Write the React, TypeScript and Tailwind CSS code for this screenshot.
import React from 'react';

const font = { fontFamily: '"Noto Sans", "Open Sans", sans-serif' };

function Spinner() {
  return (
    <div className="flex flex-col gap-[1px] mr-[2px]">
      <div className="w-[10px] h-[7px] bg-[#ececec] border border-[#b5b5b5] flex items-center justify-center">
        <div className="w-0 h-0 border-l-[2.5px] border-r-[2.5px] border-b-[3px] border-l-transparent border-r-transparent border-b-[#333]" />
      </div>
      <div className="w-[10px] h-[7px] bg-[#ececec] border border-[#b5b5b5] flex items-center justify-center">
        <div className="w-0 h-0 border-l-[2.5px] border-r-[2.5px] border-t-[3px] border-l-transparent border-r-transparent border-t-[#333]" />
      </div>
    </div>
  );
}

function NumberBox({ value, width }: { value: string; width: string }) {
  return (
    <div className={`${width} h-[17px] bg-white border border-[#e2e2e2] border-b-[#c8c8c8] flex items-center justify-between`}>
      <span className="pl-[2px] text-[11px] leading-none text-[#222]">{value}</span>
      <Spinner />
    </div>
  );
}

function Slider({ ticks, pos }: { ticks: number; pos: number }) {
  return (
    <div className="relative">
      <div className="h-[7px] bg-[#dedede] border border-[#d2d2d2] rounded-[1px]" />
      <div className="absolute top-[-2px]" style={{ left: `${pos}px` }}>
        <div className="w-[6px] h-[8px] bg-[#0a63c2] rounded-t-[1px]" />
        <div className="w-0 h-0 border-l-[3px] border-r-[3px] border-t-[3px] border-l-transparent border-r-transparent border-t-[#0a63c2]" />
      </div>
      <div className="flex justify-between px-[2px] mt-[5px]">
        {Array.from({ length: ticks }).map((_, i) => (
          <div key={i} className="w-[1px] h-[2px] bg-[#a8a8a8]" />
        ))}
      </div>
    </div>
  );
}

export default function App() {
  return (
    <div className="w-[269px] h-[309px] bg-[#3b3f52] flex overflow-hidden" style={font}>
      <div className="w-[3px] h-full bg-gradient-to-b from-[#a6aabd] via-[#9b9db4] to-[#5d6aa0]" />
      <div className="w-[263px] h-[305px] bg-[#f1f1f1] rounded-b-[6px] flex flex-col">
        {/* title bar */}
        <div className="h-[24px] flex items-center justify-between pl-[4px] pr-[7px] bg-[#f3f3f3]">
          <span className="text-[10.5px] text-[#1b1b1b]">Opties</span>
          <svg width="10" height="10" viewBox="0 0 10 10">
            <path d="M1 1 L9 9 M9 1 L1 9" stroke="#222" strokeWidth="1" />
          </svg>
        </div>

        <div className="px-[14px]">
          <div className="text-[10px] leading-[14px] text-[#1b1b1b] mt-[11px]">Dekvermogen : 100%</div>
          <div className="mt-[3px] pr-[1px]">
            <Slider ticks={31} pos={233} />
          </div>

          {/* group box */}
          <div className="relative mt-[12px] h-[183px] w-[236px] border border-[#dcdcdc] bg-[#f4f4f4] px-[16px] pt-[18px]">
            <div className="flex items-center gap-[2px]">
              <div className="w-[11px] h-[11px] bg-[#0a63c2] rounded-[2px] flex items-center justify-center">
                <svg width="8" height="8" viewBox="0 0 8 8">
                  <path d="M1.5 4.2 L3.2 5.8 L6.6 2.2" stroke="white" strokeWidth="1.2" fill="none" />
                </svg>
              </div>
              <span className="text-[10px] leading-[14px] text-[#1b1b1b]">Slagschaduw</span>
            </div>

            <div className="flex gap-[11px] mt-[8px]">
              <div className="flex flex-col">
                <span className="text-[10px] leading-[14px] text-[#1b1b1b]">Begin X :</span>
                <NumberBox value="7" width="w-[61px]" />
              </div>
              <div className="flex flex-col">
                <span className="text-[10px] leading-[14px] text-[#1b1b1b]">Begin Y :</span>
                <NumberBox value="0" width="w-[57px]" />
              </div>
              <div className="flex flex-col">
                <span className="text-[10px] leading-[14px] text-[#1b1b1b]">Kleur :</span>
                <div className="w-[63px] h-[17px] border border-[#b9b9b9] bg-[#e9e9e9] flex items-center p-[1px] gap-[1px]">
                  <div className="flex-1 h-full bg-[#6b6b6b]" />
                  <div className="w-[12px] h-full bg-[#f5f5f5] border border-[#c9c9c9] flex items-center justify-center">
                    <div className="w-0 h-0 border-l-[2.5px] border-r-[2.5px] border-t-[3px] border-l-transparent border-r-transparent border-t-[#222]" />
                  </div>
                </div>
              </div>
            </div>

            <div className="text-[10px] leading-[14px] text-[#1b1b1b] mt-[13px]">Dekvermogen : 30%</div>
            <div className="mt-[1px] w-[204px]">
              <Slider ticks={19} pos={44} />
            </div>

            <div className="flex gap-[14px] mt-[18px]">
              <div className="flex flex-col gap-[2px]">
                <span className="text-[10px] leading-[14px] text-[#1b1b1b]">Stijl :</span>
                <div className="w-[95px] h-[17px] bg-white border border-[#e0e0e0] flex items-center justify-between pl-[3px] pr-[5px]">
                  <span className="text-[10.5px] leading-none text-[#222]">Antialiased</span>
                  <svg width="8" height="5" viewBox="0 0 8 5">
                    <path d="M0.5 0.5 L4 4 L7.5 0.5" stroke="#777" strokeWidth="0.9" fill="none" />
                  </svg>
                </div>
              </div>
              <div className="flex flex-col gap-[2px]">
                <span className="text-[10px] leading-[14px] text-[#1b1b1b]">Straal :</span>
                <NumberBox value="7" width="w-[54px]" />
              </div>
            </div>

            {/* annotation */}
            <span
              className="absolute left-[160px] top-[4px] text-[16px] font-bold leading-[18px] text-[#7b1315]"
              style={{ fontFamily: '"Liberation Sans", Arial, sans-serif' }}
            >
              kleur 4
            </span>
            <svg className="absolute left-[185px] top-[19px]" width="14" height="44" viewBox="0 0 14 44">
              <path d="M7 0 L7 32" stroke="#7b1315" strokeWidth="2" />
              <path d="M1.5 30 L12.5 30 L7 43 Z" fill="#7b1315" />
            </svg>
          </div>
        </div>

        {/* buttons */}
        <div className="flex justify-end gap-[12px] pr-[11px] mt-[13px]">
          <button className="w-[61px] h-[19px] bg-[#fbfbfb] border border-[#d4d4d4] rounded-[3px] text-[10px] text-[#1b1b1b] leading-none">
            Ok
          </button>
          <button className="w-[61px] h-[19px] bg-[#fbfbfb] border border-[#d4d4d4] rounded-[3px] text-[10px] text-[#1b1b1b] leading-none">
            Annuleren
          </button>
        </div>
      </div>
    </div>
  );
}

◆ ◆ ◆ ◆ ◆ ◆ ◆

Requirements:
Retype the whole listing, matching it exactly.

Solution:
Write the React, TypeScript and Tailwind CSS code for this screenshot.
import React from 'react';

const font = { fontFamily: '"Noto Sans", "Open Sans", sans-serif' };

function Spinner() {
  return (
    <div className="flex flex-col gap-[1px] mr-[2px]">
      <div className="w-[10px] h-[7px] bg-[#ececec] border border-[#b5b5b5] flex items-center justify-center">
        <div className="w-0 h-0 border-l-[2.5px] border-r-[2.5px] border-b-[3px] border-l-transparent border-r-transparent border-b-[#333]" />
      </div>
      <div className="w-[10px] h-[7px] bg-[#ececec] border border-[#b5b5b5] flex items-center justify-center">
        <div className="w-0 h-0 border-l-[2.5px] border-r-[2.5px] border-t-[3px] border-l-transparent border-r-transparent border-t-[#333]" />
      </div>
    </div>
  );
}

function NumberBox({ value, width }: { value: string; width: string }) {
  return (
    <div className={`${width} h-[17px] bg-white border border-[#e2e2e2] border-b-[#c8c8c8] flex items-center justify-between`}>
      <span className="pl-[2px] text-[11px] leading-none text-[#222]">{value}</span>
      <Spinner />
    </div>
  );
}

function Slider({ ticks, pos }: { ticks: number; pos: number }) {
  return (
    <div className="relative">
      <div className="h-[7px] bg-[#dedede] border border-[#d2d2d2] rounded-[1px]" />
      <div className="absolute top-[-2px]" style={{ left: `${pos}px` }}>
        <div className="w-[6px] h-[8px] bg-[#0a63c2] rounded-t-[1px]" />
        <div className="w-0 h-0 border-l-[3px] border-r-[3px] border-t-[3px] border-l-transparent border-r-transparent border-t-[#0a63c2]" />
      </div>
      <div className="flex justify-between px-[2px] mt-[5px]">
        {Array.from({ length: ticks }).map((_, i) => (
          <div key={i} className="w-[1px] h-[2px] bg-[#a8a8a8]" />
        ))}
      </div>
    </div>
  );
}

export default function App() {
  return (
    <div className="w-[269px] h-[309px] bg-[#3b3f52] flex overflow-hidden" style={font}>
      <div className="w-[3px] h-full bg-gradient-to-b from-[#a6aabd] via-[#9b9db4] to-[#5d6aa0]" />
      <div className="w-[263px] h-[305px] bg-[#f1f1f1] rounded-b-[6px] flex flex-col">
        {/* title bar */}
        <div className="h-[24px] flex items-center justify-between pl-[4px] pr-[7px] bg-[#f3f3f3]">
          <span className="text-[10.5px] text-[#1b1b1b]">Opties</span>
          <svg width="10" height="10" viewBox="0 0 10 10">
            <path d="M1 1 L9 9 M9 1 L1 9" stroke="#222" strokeWidth="1" />
          </svg>
        </div>

        <div className="px-[14px]">
          <div className="text-[10px] leading-[14px] text-[#1b1b1b] mt-[11px]">Dekvermogen : 100%</div>
          <div className="mt-[3px] pr-[1px]">
            <Slider ticks={31} pos={233} />
          </div>

          {/* group box */}
          <div className="relative mt-[12px] h-[183px] w-[236px] border border-[#dcdcdc] bg-[#f4f4f4] px-[16px] pt-[18px]">
            <div className="flex items-center gap-[2px]">
              <div className="w-[11px] h-[11px] bg-[#0a63c2] rounded-[2px] flex items-center justify-center">
                <svg width="8" height="8" viewBox="0 0 8 8">
                  <path d="M1.5 4.2 L3.2 5.8 L6.6 2.2" stroke="white" strokeWidth="1.2" fill="none" />
                </svg>
              </div>
              <span className="text-[10px] leading-[14px] text-[#1b1b1b]">Slagschaduw</span>
            </div>

            <div className="flex gap-[11px] mt-[8px]">
              <div className="flex flex-col">
                <span className="text-[10px] leading-[14px] text-[#1b1b1b]">Begin X :</span>
                <NumberBox value="7" width="w-[61px]" />
              </div>
              <div className="flex flex-col">
                <span className="text-[10px] leading-[14px] text-[#1b1b1b]">Begin Y :</span>
                <NumberBox value="0" width="w-[57px]" />
              </div>
              <div className="flex flex-col">
                <span className="text-[10px] leading-[14px] text-[#1b1b1b]">Kleur :</span>
                <div className="w-[63px] h-[17px] border border-[#b9b9b9] bg-[#e9e9e9] flex items-center p-[1px] gap-[1px]">
                  <div className="flex-1 h-full bg-[#6b6b6b]" />
                  <div className="w-[12px] h-full bg-[#f5f5f5] border border-[#c9c9c9] flex items-center justify-center">
                    <div className="w-0 h-0 border-l-[2.5px] border-r-[2.5px] border-t-[3px] border-l-transparent border-r-transparent border-t-[#222]" />
                  </div>
                </div>
              </div>
            </div>

            <div className="text-[10px] leading-[14px] text-[#1b1b1b] mt-[13px]">Dekvermogen : 30%</div>
            <div className="mt-[1px] w-[204px]">
              <Slider ticks={19} pos={44} />
            </div>

            <div className="flex gap-[14px] mt-[18px]">
              <div className="flex flex-col gap-[2px]">
                <span className="text-[10px] leading-[14px] text-[#1b1b1b]">Stijl :</span>
                <div className="w-[95px] h-[17px] bg-white border border-[#e0e0e0] flex items-center justify-between pl-[3px] pr-[5px]">
                  <span className="text-[10.5px] leading-none text-[#222]">Antialiased</span>
                  <svg width="8" height="5" viewBox="0 0 8 5">
                    <path d="M0.5 0.5 L4 4 L7.5 0.5" stroke="#777" strokeWidth="0.9" fill="none" />
                  </svg>
                </div>
              </div>
              <div className="flex flex-col gap-[2px]">
                <span className="text-[10px] leading-[14px] text-[#1b1b1b]">Straal :</span>
                <NumberBox value="7" width="w-[54px]" />
              </div>
            </div>

            {/* annotation */}
            <span
              className="absolute left-[160px] top-[4px] text-[16px] font-bold leading-[18px] text-[#7b1315]"
              style={{ fontFamily: '"Liberation Sans", Arial, sans-serif' }}
            >
              kleur 4
            </span>
            <svg className="absolute left-[185px] top-[19px]" width="14" height="44" viewBox="0 0 14 44">
              <path d="M7 0 L7 32" stroke="#7b1315" strokeWidth="2" />
              <path d="M1.5 30 L12.5 30 L7 43 Z" fill="#7b1315" />
            </svg>
          </div>
        </div>

        {/* buttons */}
        <div className="flex justify-end gap-[12px] pr-[11px] mt-[13px]">
          <button className="w-[61px] h-[19px] bg-[#fbfbfb] border border-[#d4d4d4] rounded-[3px] text-[10px] text-[#1b1b1b] leading-none">
            Ok
          </button>
          <button className="w-[61px] h-[19px] bg-[#fbfbfb] border border-[#d4d4d4] rounded-[3px] text-[10px] text-[#1b1b1b] leading-none">
            Annuleren
          </button>
        </div>
      </div>
    </div>
  );
}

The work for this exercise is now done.